AI currently functions like an entry-level specialist needing oversight, aligning with regulatory expectations for transparency and human accountability.

Regulatory Review and the Emerging “AI Arms Race”

Regulatory agencies may use AI to review submissions, prompting companies to adopt similar tools for consistency checks—potentially leading to an AI arms race in regulatory review. Both sides may rely on automated analysis for thorough document review.

Though not confirmed, this scenario is plausible as regulatory technology evolves.

The Path Forward

Despite AI excitement, the forum’s tone was pragmatic. Organizations are still exploring, focusing on safe experimentation and gradual development. Priorities include establishing secure infrastructure, testing low-risk applications, expanding training, identifying automation opportunities, and monitoring regulatory developments.

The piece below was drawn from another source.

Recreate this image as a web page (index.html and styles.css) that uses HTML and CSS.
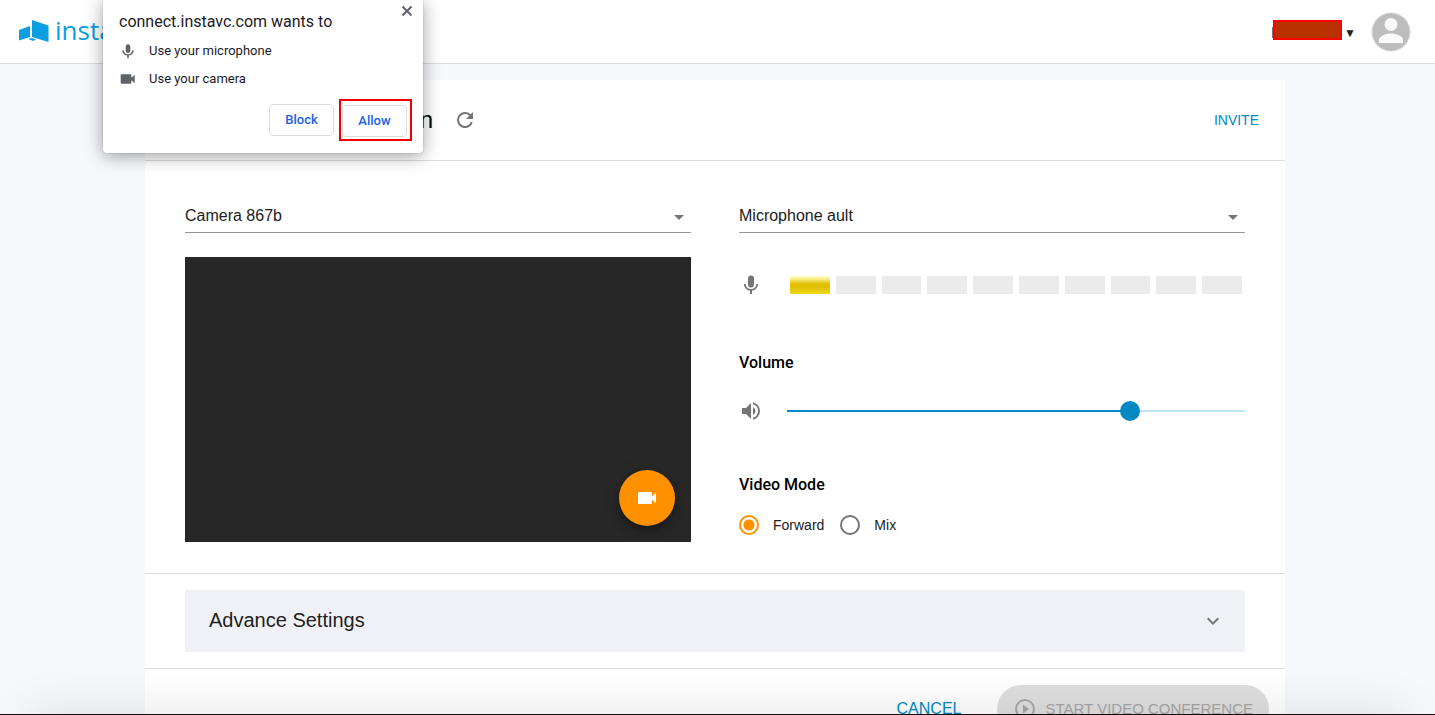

As efforts progress, organizations expect to share lessons learned.

Conclusion

The discussion underscored a central insight: AI will influence quality operations, but integration will be gradual and managed.

AI can improve efficiency, data analysis, and compliance support, but life sciences require a disciplined approach prioritizing security, transparency, and human oversight.

The industry is in early adoption, cautiously piloting where AI can provide value and building governance for broader use.

As technology and regulations mature, early experiments will help define how AI shapes quality management in life sciences.